Fifty years ago, Martin Luther King Jr. was denounced in the mainstream press such as the New York Times and the Washington Post for forgetting his place, for linking the civil rights movement to the opposition against the Vietnam War. Even within the civil rights movement, King garnered criticism that he was attracting unnecessary opposition, watering down his efforts, and should “stay in his lane.” In truth, King knew deeply that the war in Vietnam, which consumed tens of thousands of American young people, particularly Blacks and Latinos, for most of the war, was going to undermine progress on civil rights and social justice here at home.

Hayden, Heather Booth, and many others have made the point explicitly that it isn’t just American deaths that counted, but the three million Vietnamese, Laotians, and Cambodians who died during the Indochinese wars. It’s like the war in Iraq: The U.S. press kept a running tabulation of the names of American and even “coalition” soldiers who were killed, but so often ignored the hundred times more Iraqis who died in combat or in civilian strife—and who continue to die today. In addition to Hayden’s concern for historical denial, he might also have talked about our national solipsism; today, the nation opposes American “boots on the ground,” but seems all too comfortable with more antiseptic campaigns waged through supporting and funding surrogate armies, dropping bombs from great heights, conducting warfare by drones controlled by computer room joysticks, and, as moderator Phil Donahue observed during the event, attacks that can be launched now as “signature strikes,” authorized by presidential signature.

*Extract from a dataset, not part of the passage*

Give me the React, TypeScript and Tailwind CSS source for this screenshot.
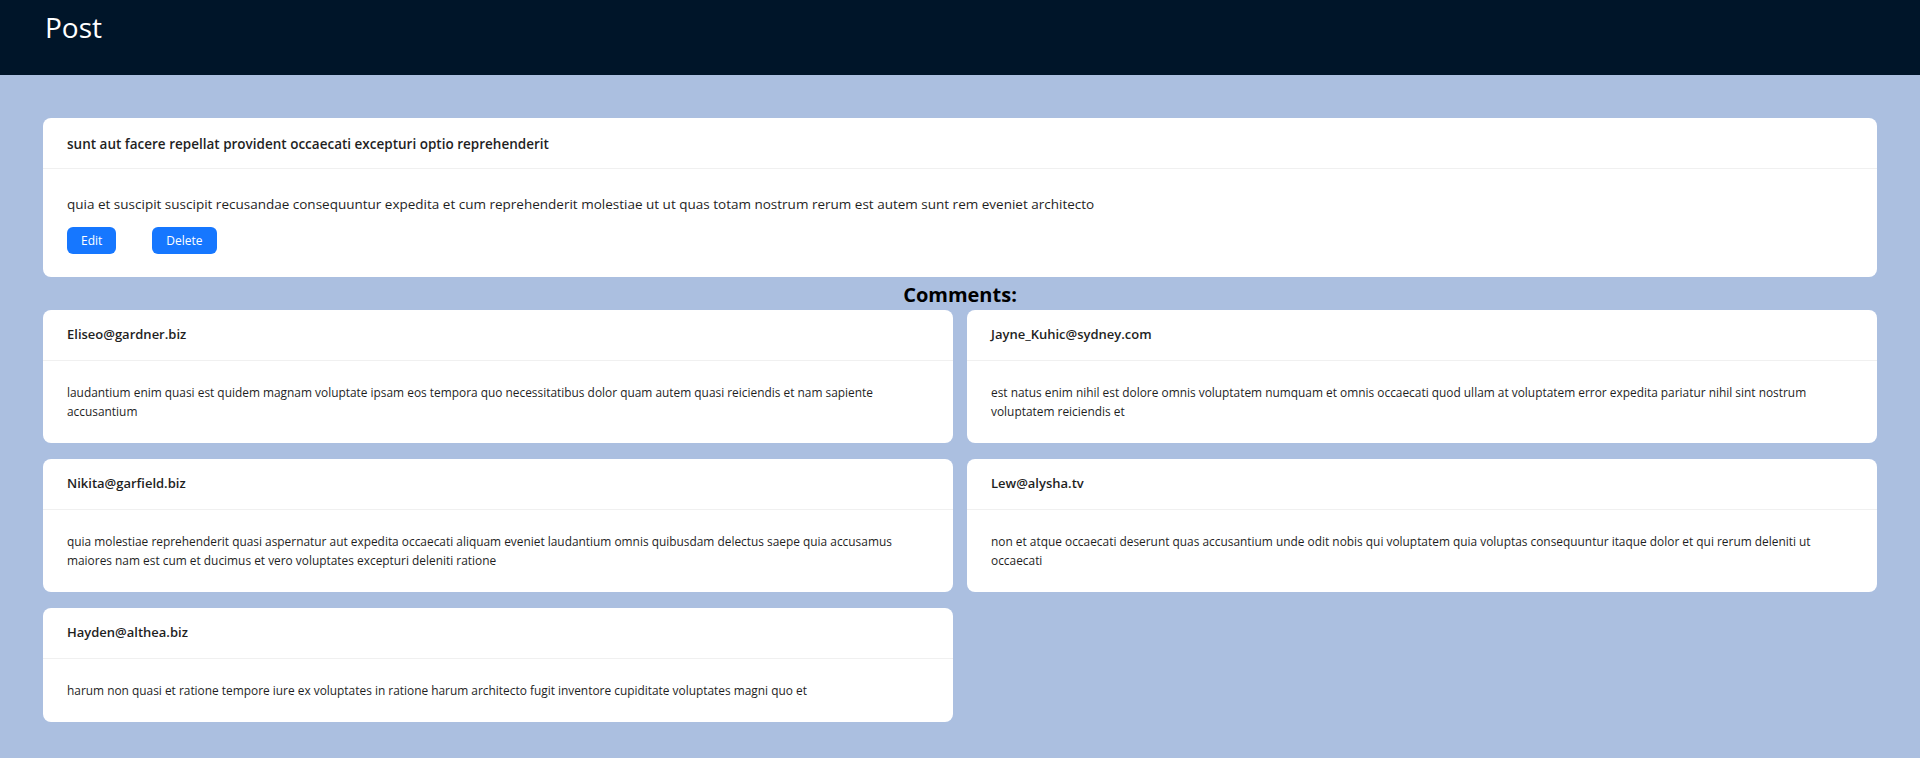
import React from "react";

interface CommentProps {
    email: string;
    body: string;
}

const comments: CommentProps[] = [
    {
        email: "Eliseo@gardner.biz",
        body: "laudantium enim quasi est quidem magnam voluptate ipsam eos tempora quo necessitatibus dolor quam autem quasi reiciendis et nam sapiente accusantium",
    },
    {
        email: "Jayne_Kuhic@sydney.com",
        body: "est natus enim nihil est dolore omnis voluptatem numquam et omnis occaecati quod ullam at voluptatem error expedita pariatur nihil sint nostrum voluptatem reiciendis et",
    },
    {
        email: "Nikita@garfield.biz",
        body: "quia molestiae reprehenderit quasi aspernatur aut expedita occaecati aliquam eveniet laudantium omnis quibusdam delectus saepe quia accusamus maiores nam est cum et ducimus et vero voluptates excepturi deleniti ratione",
    },
    {
        email: "Lew@alysha.tv",
        body: "non et atque occaecati deserunt quas accusantium unde odit nobis qui voluptatem quia voluptas consequuntur itaque dolor et qui rerum deleniti ut occaecati",
    },
    {
        email: "Hayden@althea.biz",
        body: "harum non quasi et ratione tempore iure ex voluptates in ratione harum architecto fugit inventore cupiditate voluptates magni quo et",
    },
];

function CommentCard(props: CommentProps) {
    return (
        <div className="bg-white rounded-lg">
            <div className="h-[51px] flex items-center px-6 border-b border-[#f0f0f0] text-[13px] font-semibold text-[#1f1f1f]">
                {props.email}
            </div>
            <div className="px-6 pt-[22px] pb-[22px] text-[11.9px] leading-[19px] text-[#1f1f1f]">
                {props.body}
            </div>
        </div>
    );
}

export default function App() {
    return (
        <div
            className="min-h-screen bg-[#abbfe0]"
            style={{ fontFamily: '"Open Sans", "Noto Sans", sans-serif' }}
        >
            <header className="h-[75px] bg-[#001529] px-[45px] pt-[13px]">
                <h1 className="text-[28px] leading-[28px] text-white">Post</h1>
            </header>

            <main className="px-[43px] pt-[43px] pb-[43px]">
                {/* Post card */}
                <div className="bg-white rounded-lg">
                    <div className="h-[51px] flex items-center px-6 pt-[2px] border-b border-[#f0f0f0] text-[13.5px] font-semibold text-[#1f1f1f]">
                        sunt aut facere repellat provident occaecati excepturi optio reprehenderit
                    </div>
                    <div className="px-6 pt-6 pb-[23px]">
                        <p className="text-[13.5px] leading-[22px] text-[#1f1f1f]">
                            quia et suscipit suscipit recusandae consequuntur expedita et cum reprehenderit molestiae ut ut quas totam nostrum rerum est autem sunt rem eveniet architecto
                        </p>
                        <div className="flex gap-[36px] mt-[12px]">
                            <button className="h-[27px] px-[14px] rounded-[6px] bg-[#1677ff] text-white text-[12px]">
                                Edit
                            </button>
                            <button className="h-[27px] px-[14px] rounded-[6px] bg-[#1677ff] text-white text-[12px]">
                                Delete
                            </button>
                        </div>
                    </div>
                </div>

                <h2 className="text-center text-[20px] leading-[31px] font-bold text-black pt-[2px]">
                    Comments:
                </h2>

                <div className="grid grid-cols-2 gap-x-[14px] gap-y-4">
                    {comments.map((c) => (
                        <CommentCard key={c.email} email={c.email} body={c.body} />
                    ))}
                </div>
            </main>
        </div>
    );
}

The absence of the late Howard Zinn was palpable. Cora Weiss, an octogenarian still active in the peace movement, said that we have to teach peace in schools. Dave McReynolds, the radical pacifist from the 1960s antiwar movement, added that we have to teach “all” history—that is, the history that isn’t taught much or, often, at all. That was Zinn’s role in our society, and his passing in 2010 is still felt.

But that is the challenge of this program, whose brochure depicted on its cover an antiwar march led by Martin Luther King Jr. accompanied by Dr. Benjamin Spock. Like King, Spock was also told to stick to his childrearing advice business, and he did lose much public support by straying from his lane.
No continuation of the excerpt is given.